Ingredients

  • 400 g Baby potatoes
  • Oil for frying
  • 4 tbsp Mustard oil
  • 2 Kashmiri dry red chilli
  • 3-4 Cloves
  • 2 Black cardamom
  • 2 Green cardamom
  • 5-6 Black peppercorns
  • 1 cup Onion Finely chopped
  • 1 and 1/2 cup Yogurt
  • 2 tsp Kashmiri red chilli powder
  • 1/2 tsp Turmeric powder
  • 1 tsp Dry ginger powder
  • 1/2 tsp Garam masala powder
  • 2 tsp Fennel powder
  • 2 tsp All purpose flour
  • Salt to taste

Instructions

  1. Wash the baby potatoes and prick them with a tooth pick all around.
  2. Heat water in a pan.
  3. Add 1 tbsp salt in it.
  4. When it comes to a boil, add the potatoes and boil them  till tender.
  5. Drain the water and peel the skin of the potatoes.
  6. Heat oil for frying in a pan.
  7. Deep fry the potatoes till golden brown.

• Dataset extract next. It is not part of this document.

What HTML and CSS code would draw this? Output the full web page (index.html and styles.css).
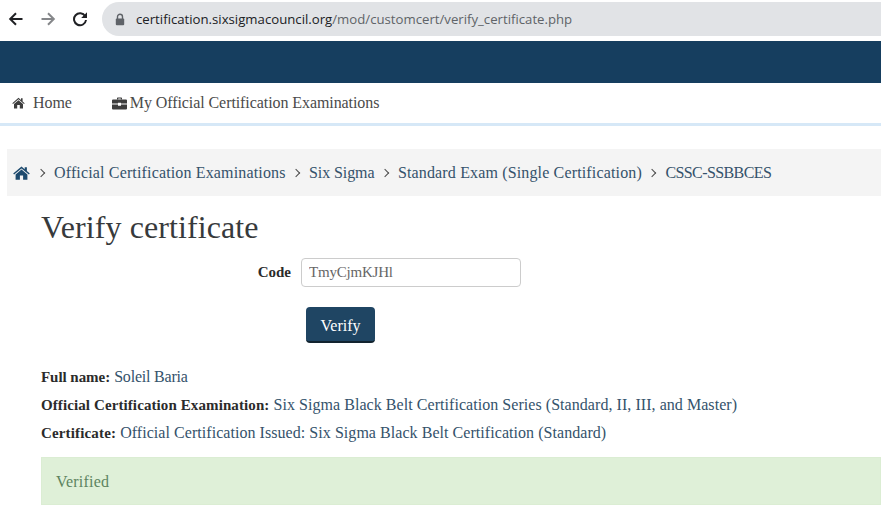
FILE: index.html
```html
<!DOCTYPE html>
<html lang="en">
<head>
    <meta charset="UTF-8">
    <meta name="viewport" content="width=device-width, initial-scale=1.0">
    <title>Verify certificate</title>
    <link rel="stylesheet" href="styles.css">
</head>
<body>
    <div class="browser-bar">
        <svg class="tool-icon back" width="16" height="16" viewBox="0 0 16 16"><path d="M14.5 8H2.5M8 2.2L2.2 8L8 13.8" fill="none" stroke="#202124" stroke-width="2"/></svg>
        <svg class="tool-icon forward" width="16" height="16" viewBox="0 0 16 16"><path d="M1.5 8H13.5M8 2.2L13.8 8L8 13.8" fill="none" stroke="#85878a" stroke-width="2"/></svg>
        <svg class="tool-icon reload" width="16" height="16" viewBox="0 0 16 16"><path d="M13.2 5.2A6 6 0 1 0 14 9" fill="none" stroke="#202124" stroke-width="2"/><path d="M15 1.2V7H9.2Z" fill="#202124"/></svg>
        <div class="address">
            <svg class="lock" width="10" height="13" viewBox="0 0 10 13"><path d="M2.5 6V3.8a2.5 2.5 0 0 1 5 0V6" fill="none" stroke="#5f6368" stroke-width="1.4"/><rect x="0.8" y="5.5" width="8.4" height="6.8" rx="1" fill="#5f6368"/></svg>
            <span class="host">certification.sixsigmacouncil.org</span><span class="path">/mod/customcert/verify_certificate.php</span>
        </div>
    </div>
    <div class="top-band"></div>
    <nav class="main-nav">
        <a class="nav-link home-link">
            <svg width="13" height="12" viewBox="0 0 13 12"><path d="M6.5 0.8L0.3 6.2L1 7L6.5 2.3L12 7L12.7 6.2L10.6 4.4V1.2H9V3L6.5 0.8ZM6.5 3.2L2 7V11.5H5.2V8H7.8V11.5H11V7Z" fill="#3d3d3d"/></svg>
            <span>Home</span>
        </a>
        <a class="nav-link exams-link">
            <svg width="15" height="13" viewBox="0 0 15 13"><path d="M5 2.5V1.2Q5 .5 5.7 .5H9.3Q10 .5 10 1.2V2.5H8.8V1.6H6.2V2.5Z" fill="#3d3d3d"/><path d="M1 2.5H14Q15 2.5 15 3.5V6.6H9V5.8H6V6.6H0V3.5Q0 2.5 1 2.5ZM0 7.6H6V8.8H9V7.6H15V11.5Q15 12.5 14 12.5H1Q0 12.5 0 11.5Z" fill="#3d3d3d"/></svg>
            <span>My Official Certification Examinations</span>
        </a>
    </nav>
    <div class="breadcrumb">
        <svg class="crumb-home" width="17" height="14" viewBox="0 0 17 14"><path d="M8.5 0.4L0.2 7.4L1.1 8.5L8.5 2.4L15.9 8.5L16.8 7.4L13.9 5V1.2H11.7V3.2ZM8.5 3.6L2.6 8.5V13.8H6.9V9.6H10.1V13.8H14.4V8.5Z" fill="#1d4a6e"/></svg>
        <span class="sep"></span>
        <a>Official Certification Examinations</a>
        <span class="sep"></span>
        <a class="crumb-short">Six Sigma</a>
        <span class="sep"></span>
        <a>Standard Exam (Single Certification)</a>
        <span class="sep"></span>
        <a class="crumb-code">CSSC-SSBBCES</a>
    </div>
    <main class="content">
        <h1>Verify certificate</h1>
        <form class="verify-form">
            <div class="form-row">
                <label for="code">Code</label>
                <input id="code" type="text" value="TmyCjmKJHl">
            </div>
            <button type="button">Verify</button>
        </form>
        <p class="detail"><b class="name-label">Full name:</b> <a class="name">Soleil Baria</a></p>
        <p class="detail"><b>Official Certification Examination:</b> Six Sigma Black Belt Certification Series (Standard, II, III, and Master)</p>
        <p class="detail"><b class="cert-label">Certificate:</b> Official Certification Issued: Six Sigma Black Belt Certification (Standard)</p>
        <div class="alert-success">Verified</div>
    </main>
</body>
</html>
```

FILE: styles.css
```css
html, body {
    height: 100%;
    overflow: hidden;
}
body {
    margin: 0;
    background: #fff;
    font-family: "Liberation Serif", serif;
    font-size: 16px;
    color: #373a3c;
}
.browser-bar {
    display: flex;
    align-items: center;
    height: 34px;
    padding: 2px 0 5px 8px;
    background: #fff;
}
.tool-icon {
    flex: none;
}
.forward {
    margin-left: 16px;
}
.reload {
    margin-left: 16px;
}
.address {
    display: flex;
    align-items: center;
    flex: 1;
    height: 34px;
    margin-left: 14px;
    padding-left: 13px;
    background: #e1e3e6;
    border-radius: 17px 0 0 17px;
    font-family: "Open Sans", sans-serif;
    font-size: 13.2px;
    white-space: nowrap;
}
.lock {
    margin-right: 11px;
}
.host {
    color: #202124;
}
.path {
    color: #5f6368;
}
.top-band {
    height: 42px;
    background: #163e5f;
}
.main-nav {
    display: flex;
    align-items: center;
    height: 40px;
    padding-left: 12px;
    border-bottom: 3px solid #d6e8f7;
    font-size: 16px;
    letter-spacing: -0.08px;
    color: #4a4a4a;
}
.nav-link {
    display: flex;
    align-items: center;
}
.home-link span {
    margin-left: 8px;
}
.exams-link {
    margin-left: 40px;
}
.exams-link span {
    margin-left: 3px;
}
.breadcrumb {
    display: flex;
    align-items: center;
    height: 47px;
    margin: 23px 0 0 7px;
    padding-left: 6px;
    background: #f4f4f4;
    font-size: 16px;
    letter-spacing: 0.15px;
    color: #34526b;
    white-space: nowrap;
}
.crumb-home {
    margin-right: 0.5px;
}
.sep {
    width: 5px;
    height: 5px;
    margin: 0 10.25px 0 7.25px;
    border-top: 1.5px solid #4a4a4a;
    border-right: 1.5px solid #4a4a4a;
    transform: rotate(45deg);
}
.crumb-short {
    letter-spacing: -0.1px;
}
.crumb-code {
    letter-spacing: -0.6px;
}
.content {
    padding-left: 41px;
}
h1 {
    margin: 14px 0 0;
    font-size: 32px;
    font-weight: 400;
    line-height: 34px;
    letter-spacing: 0.1px;
    color: #373a3c;
}
.form-row {
    display: flex;
    align-items: center;
    margin-top: 14px;
}
.form-row label {
    width: 260px;
    padding-right: 10px;
    box-sizing: border-box;
    text-align: right;
    font-weight: 700;
    font-size: 15px;
    color: #2b2b2b;
}
.form-row input {
    width: 220px;
    height: 29px;
    box-sizing: border-box;
    padding: 0 7px;
    border: 1px solid #ccc;
    border-radius: 4px;
    font-family: inherit;
    font-size: 15px;
    letter-spacing: -0.2px;
    color: #666;
}
.verify-form button {
    display: block;
    width: 69px;
    height: 36px;
    margin: 20px 0 0 265px;
    padding: 3px 0 0;
    border: none;
    border-bottom: 2px solid #12242f;
    border-radius: 4px;
    background: #1f4563;
    color: #fff;
    font-family: inherit;
    font-size: 16px;
}
.detail {
    margin: 0;
    height: 28px;
    line-height: 28px;
    font-size: 16px;
    letter-spacing: 0.05px;
    color: #34526b;
    white-space: nowrap;
}
.verify-form + .detail {
    margin-top: 20px;
}
.detail b {
    font-size: 15px;
    letter-spacing: 0.1px;
    color: #2b2b2b;
}
.detail .name-label {
    letter-spacing: -0.05px;
}
.detail .cert-label {
    letter-spacing: 0.15px;
}
.detail .name {
    letter-spacing: -0.2px;
}
.alert-success {
    margin-top: 10px;
    height: 48px;
    line-height: 47px;
    box-sizing: border-box;
    padding-left: 14px;
    border: 1px solid #dbedd3;
    background: #dff0d8;
    color: #5d8460;
    font-size: 16px;
    letter-spacing: 0.2px;
}
```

Remove them from oil and keep aside.
  8. Heat mustard oil in a heavy bottom pan.
  9. When it starts to fume, simmer the heat.
  10. Add Kashmiri dry red chilies, cloves, black cardamom, green cardamom and peppercorns and fry for a few seconds.
  11. Add onions and fry till golden brown.
  12. Whisk yogurt, Kashmiri red chilli powder, turmeric powder, dry ginger powder, garam masala powder, fennel powder and all purpose flour in a bowl.
  13. Pour the yogurt mixture in the pan and keep whisking while pouring.
  14. Cook until the mixture comes to a boil.
  15. Add the potatoes, salt and 2 cups of water.
  16. Cover the pan with a tight fitting lid and simmer the heat to minimum.
  17. Cook for 10-12 minutes on low heat.